Player of the season
Albert Riera. The story of the Spanish paramedic’s arrival in New Zealand is now the stuff of football folklore and he has become the most famous back-packer in the history of the A-League. When he signed for the Phoenix, Riera expected to be a back-up player who might get the odd game off the bench; now he’s one of the first names on the team-sheet each week. His assured passing, composure and astute reading of the game have marked him out as a vital cog in the Phoenix’s midfield and he’s also allowed Manny Muscat to provide solidity at left-back, contributing to what is now a watertight defensive line. Riera’s recent contract extension was just reward for a player who has quickly become a standout in the competition.
Man of the season
Ernie Merrick. The new coach has changed the face of the football club; it’s as simple as that. Through repetition and sheer hard work he has taught the Phoenix how to play possession-based, attacking football and the results have started to come. Through ten winless games, lesser men would have doubted their methods, but Merrick had faith the on-field progress would eventually bear fruit and it has proven to be so. The players love playing for Merrick; one told me recently that the coach was his “hero” and had breathed life into his football career. While there may have been doubts when he arrived about Merrick-s ability to adapt to a league that’s moved on considerably since he tasted success with Melbourne Victory, he-s shown himself to be an extremely shrewd coach with superb man-management skills. What he has achieved in a relatively short space of time is quite remarkable.
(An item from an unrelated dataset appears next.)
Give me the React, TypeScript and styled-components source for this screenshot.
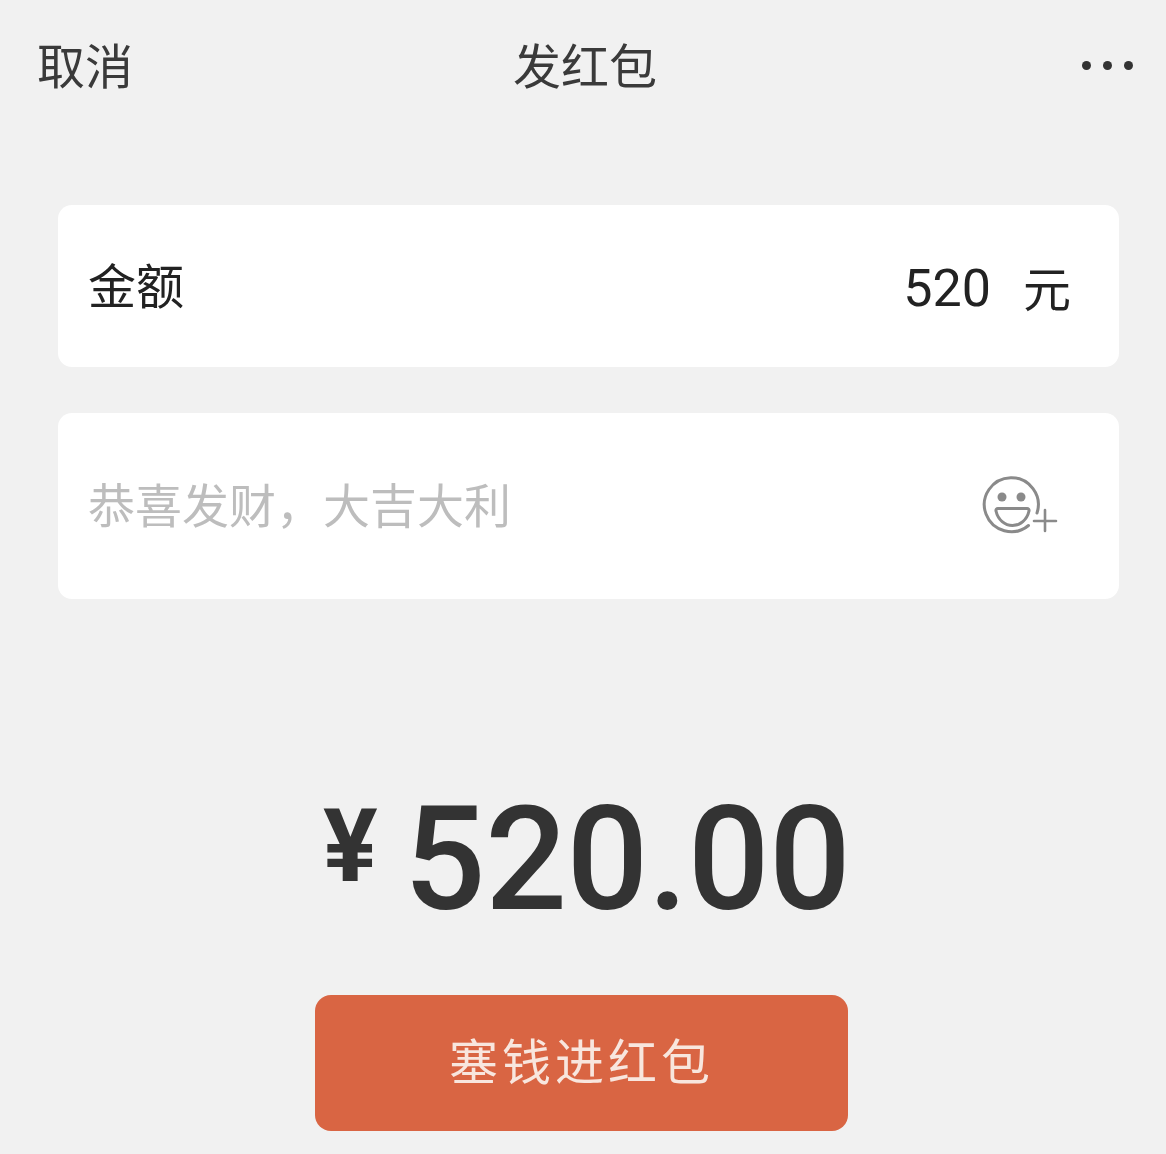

The Phoenix are now just three points outside the playoff spots with 12 games to play. There’s absolutely nothing to suggest that the recent five-game haul of 13 points from a possible 15 was anything but totally deserved and there’s now excitement and optimism ahead of every Phoenix match, home or away. It would be a brave man who’d predict the Phoenix will finish outside the top six. I think they’ll finish fourth, and from there, who knows?